◆ GIVEN RECORDS:

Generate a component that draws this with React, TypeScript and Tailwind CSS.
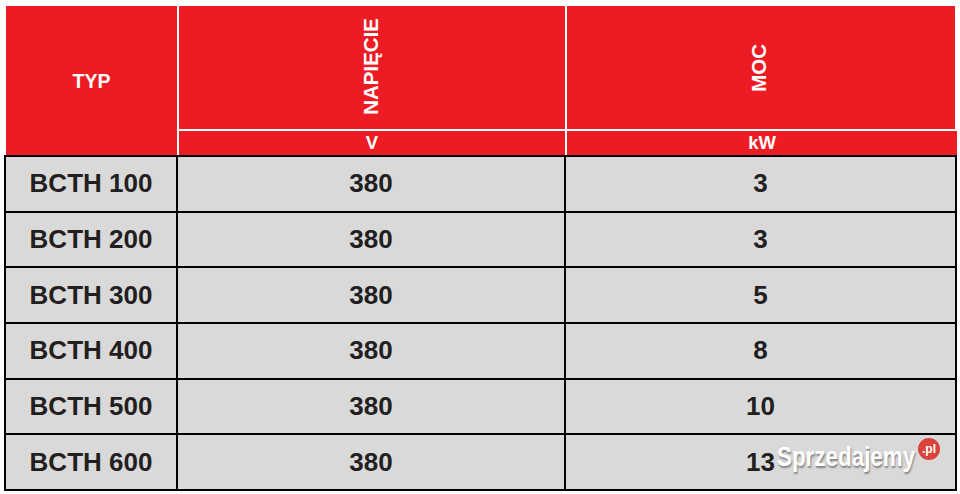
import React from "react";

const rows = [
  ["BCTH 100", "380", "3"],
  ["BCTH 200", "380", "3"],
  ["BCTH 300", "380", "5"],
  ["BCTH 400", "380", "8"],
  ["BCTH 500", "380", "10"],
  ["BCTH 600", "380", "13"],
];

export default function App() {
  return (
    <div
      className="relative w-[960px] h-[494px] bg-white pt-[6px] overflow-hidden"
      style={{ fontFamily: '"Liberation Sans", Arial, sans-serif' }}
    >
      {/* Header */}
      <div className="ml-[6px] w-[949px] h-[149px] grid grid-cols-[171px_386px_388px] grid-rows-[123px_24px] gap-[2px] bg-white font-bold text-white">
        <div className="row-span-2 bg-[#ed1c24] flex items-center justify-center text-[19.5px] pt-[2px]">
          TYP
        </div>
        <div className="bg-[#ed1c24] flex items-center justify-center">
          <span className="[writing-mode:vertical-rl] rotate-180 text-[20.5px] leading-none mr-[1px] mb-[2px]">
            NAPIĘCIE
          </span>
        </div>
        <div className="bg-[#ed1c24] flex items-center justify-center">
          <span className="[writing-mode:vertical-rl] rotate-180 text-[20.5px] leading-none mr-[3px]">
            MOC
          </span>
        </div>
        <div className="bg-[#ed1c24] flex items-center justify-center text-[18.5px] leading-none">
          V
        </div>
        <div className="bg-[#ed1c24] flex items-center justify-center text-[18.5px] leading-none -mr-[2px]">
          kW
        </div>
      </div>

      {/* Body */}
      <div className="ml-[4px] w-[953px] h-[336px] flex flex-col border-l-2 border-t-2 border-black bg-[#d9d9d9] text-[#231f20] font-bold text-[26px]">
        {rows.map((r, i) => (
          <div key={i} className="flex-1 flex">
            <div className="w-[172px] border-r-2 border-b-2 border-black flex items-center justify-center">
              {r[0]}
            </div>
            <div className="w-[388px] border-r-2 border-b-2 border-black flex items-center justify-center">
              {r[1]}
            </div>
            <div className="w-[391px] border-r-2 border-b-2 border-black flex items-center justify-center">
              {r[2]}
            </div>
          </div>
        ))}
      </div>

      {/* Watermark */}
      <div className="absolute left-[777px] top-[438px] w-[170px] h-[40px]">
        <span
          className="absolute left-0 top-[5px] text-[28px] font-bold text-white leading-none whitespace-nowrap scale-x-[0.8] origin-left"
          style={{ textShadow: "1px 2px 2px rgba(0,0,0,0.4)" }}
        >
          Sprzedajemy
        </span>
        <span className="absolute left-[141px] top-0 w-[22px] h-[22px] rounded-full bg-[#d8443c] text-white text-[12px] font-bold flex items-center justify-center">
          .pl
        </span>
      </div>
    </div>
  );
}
...
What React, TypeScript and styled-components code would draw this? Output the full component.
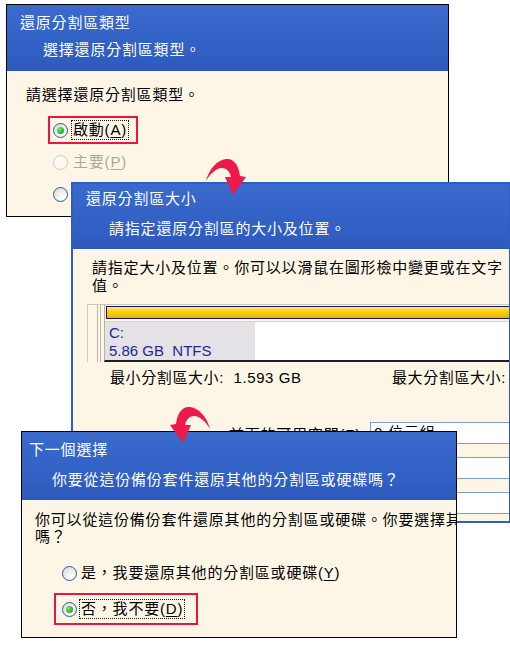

◆ TASK STATEMENT: Where a line above contains the string "this", copy that line.

◆ ANSWER BELOW:
Generate a component that draws this with React, TypeScript and Tailwind CSS.
What React, TypeScript and styled-components code would draw this? Output the full component.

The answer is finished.